Question: The late, great Frank J. “The Eternal General” Kelley believed that the powers of Michigan governor were far more limited than the current governor thinks they are. Years ago, Kelley told The Detroit Free Press that he never ran for governor because he felt he could accomplish more as Attorney General, an office he felt, at the time, was more powerful than the governor’s office. But Gretchen Whitmer doesn’t believe that. She has reinvented the Michigan governorship, assuming unilateral powers that Kelley never envisioned. What has changed in the past couple of decades to make this possible?
Answer: Nothing has changed. We’ve got the same Constitution that we had when Kelley was A.G. and when Whitmer was a member of the Legislature. We have the same laws as well. Here’s what Kelley told the Free Press: “The governor has little … power, but the public attributes dictatorial power to him (now her), and they think that he (or she) can get onto a white charger and lead them into the promised land.
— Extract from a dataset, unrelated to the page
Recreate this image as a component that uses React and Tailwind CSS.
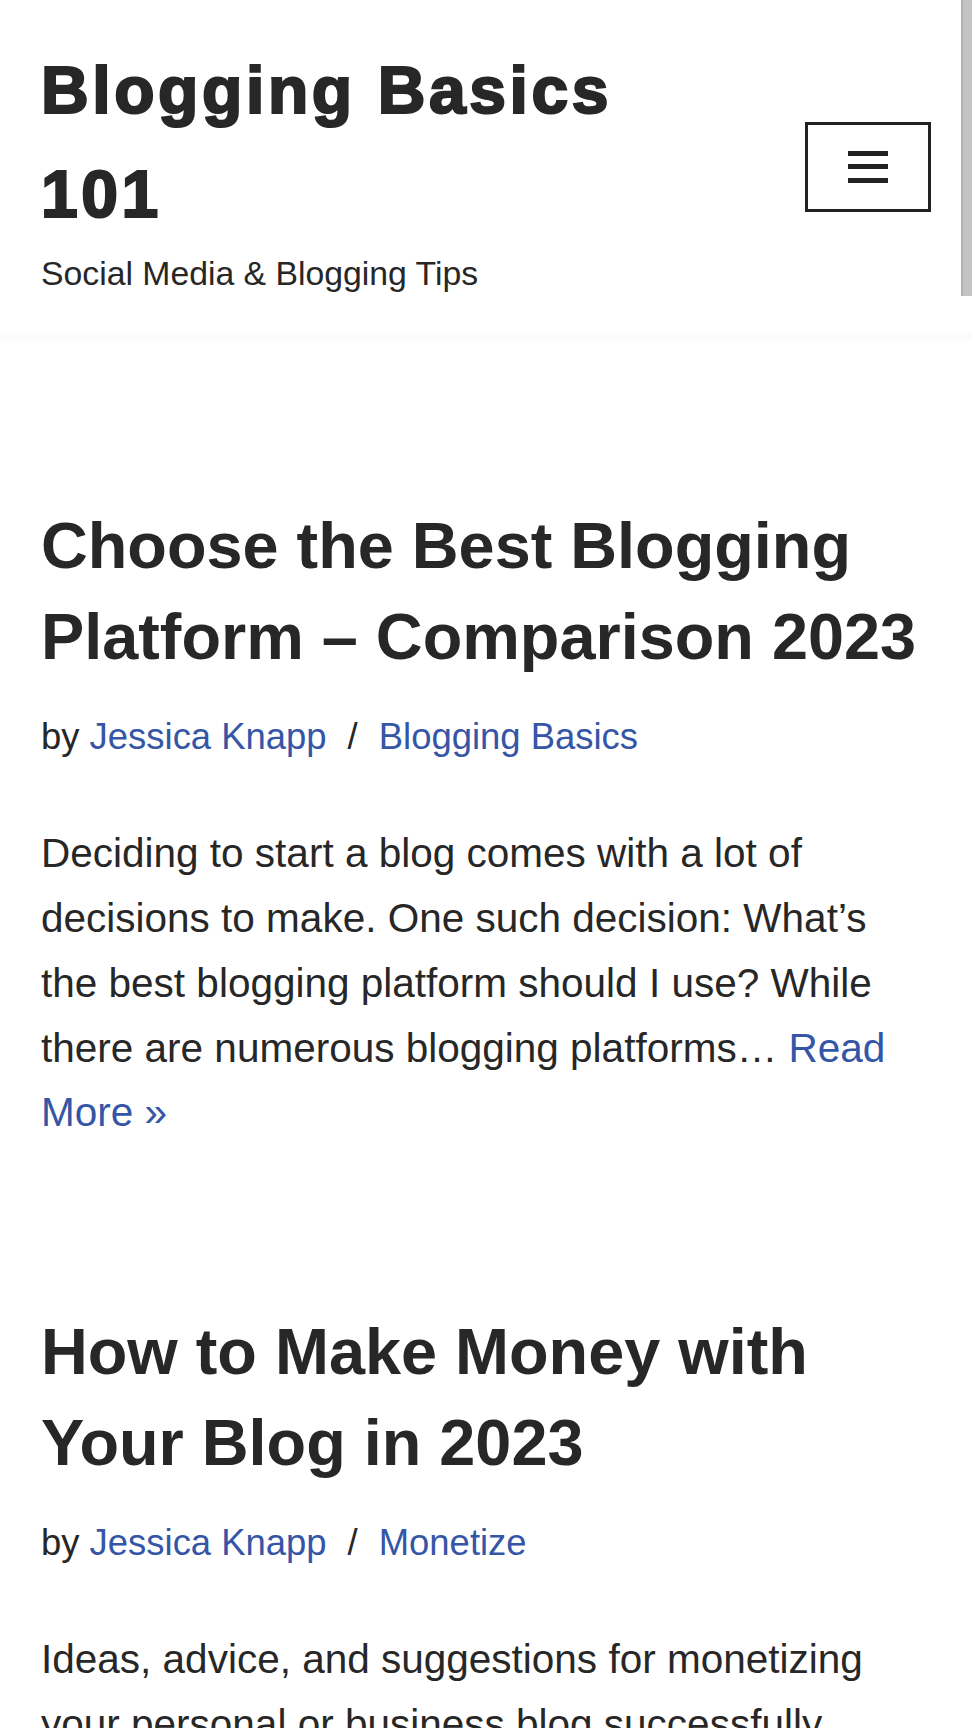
import React from 'react';

const posts = [
	{
		title: 'Choose the Best Blogging Platform – Comparison 2023',
		author: 'Jessica Knapp',
		category: 'Blogging Basics',
		excerpt:
			'Deciding to start a blog comes with a lot of decisions to make. One such decision: What’s the best blogging platform should I use? While there are numerous blogging platforms…',
	},
	{
		title: 'How to Make Money with Your Blog in 2023',
		author: 'Jessica Knapp',
		category: 'Monetize',
		excerpt:
			'Ideas, advice, and suggestions for monetizing your personal or business blog successfully. Learn which strategies work best and how to get started today…',
	},
];

const Header = () => {
	return (
		<header className="bg-white border-b-[8px] border-b-[#fbfbfb]">
			<div className="flex items-center justify-between px-[41px] pt-[39px] pb-[33px]">
				<div className="max-w-[620px]">
					<h1 className="text-[66px] leading-[103.7px] font-bold tracking-[3.6px] text-[#272727] [-webkit-text-stroke:2.2px_#272727]">
						Blogging Basics 101
					</h1>
					<p className="text-[33.75px] leading-[54px] text-[#272727]">Social Media &amp; Blogging Tips</p>
				</div>
				<button
					className="mb-[6px] w-[126px] h-[90px] border-[3px] border-[#222222] bg-white flex flex-col items-center justify-center gap-[8.5px]"
					aria-label="Navigation Menu"
				>
					<span className="block w-[40px] h-[5px] bg-[#222222]"></span>
					<span className="block w-[40px] h-[5px] bg-[#222222]"></span>
					<span className="block w-[40px] h-[5px] bg-[#222222]"></span>
				</button>
			</div>
		</header>
	);
};

const Post = ({ post }) => {
	return (
		<article className="pt-[160px]">
			<h2 className="text-[64.8px] leading-[90.7px] font-bold text-[#272727]">{post.title}</h2>
			<div className="mt-[25px] text-[36.45px] leading-[58.3px] text-[#272727]">
				by <a className="text-[#3556a6]">{post.author}</a>
				<span className="mx-[21px]">/</span>
				<a className="text-[#3556a6]">{post.category}</a>
			</div>
			<p className="mt-[55px] text-[40.5px] leading-[64.8px] text-[#272727]">
				{post.excerpt} <a className="text-[#3556a6]">Read More »</a>
			</p>
		</article>
	);
};

export default function App() {
	return (
		<div className="relative min-h-screen bg-white font-['Liberation_Sans',Arial,sans-serif]">
			<Header />
			<main className="px-[41px] pb-[160px] [&>article+article]:pt-[162px]">
				{posts.map((post, index) => (
					<Post key={index} post={post} />
				))}
			</main>
			{/* scrollbar thumb seen in the screenshot */}
			<div className="absolute top-0 right-0 w-[11px] h-[296px] bg-[#c4c4c4] border-l-[2px] border-l-[#b3b3b3]"></div>
		</div>
	);
}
You and I know that that’s not true. The purpose of the governor is to execute and carry out the laws passed by the Legislature. He or she himself passes no laws, makes no laws and cannot make laws and cannot take action unless he or she is empowered by the Legislature. The public doesn’t know that.” But Whitmer has ignored what Kelley believed, and what every governor before Whitmer believed. Even when the Supreme Court has ruled that Whitmer’s use of the 1945 so-called “Riot Act” was unconstitutional, she spurned the judicial edict and laid claim to even more obscure laws to empower her to continue her illegal lockdown actions, using her Department of Health & Human Services in particular.
Question: Is there no way out of this?
Answer: There doesn’t seem to be, as long as the Republican majorities in the House and, especially, in the Senate continue to pule and whine about Whitmer’s usurpation of authority to run state government as she sees fit, with no input from anybody else, without doing some obvious things to strip away her unilateral powers, like refusing to confirm Elizabeth Hertel.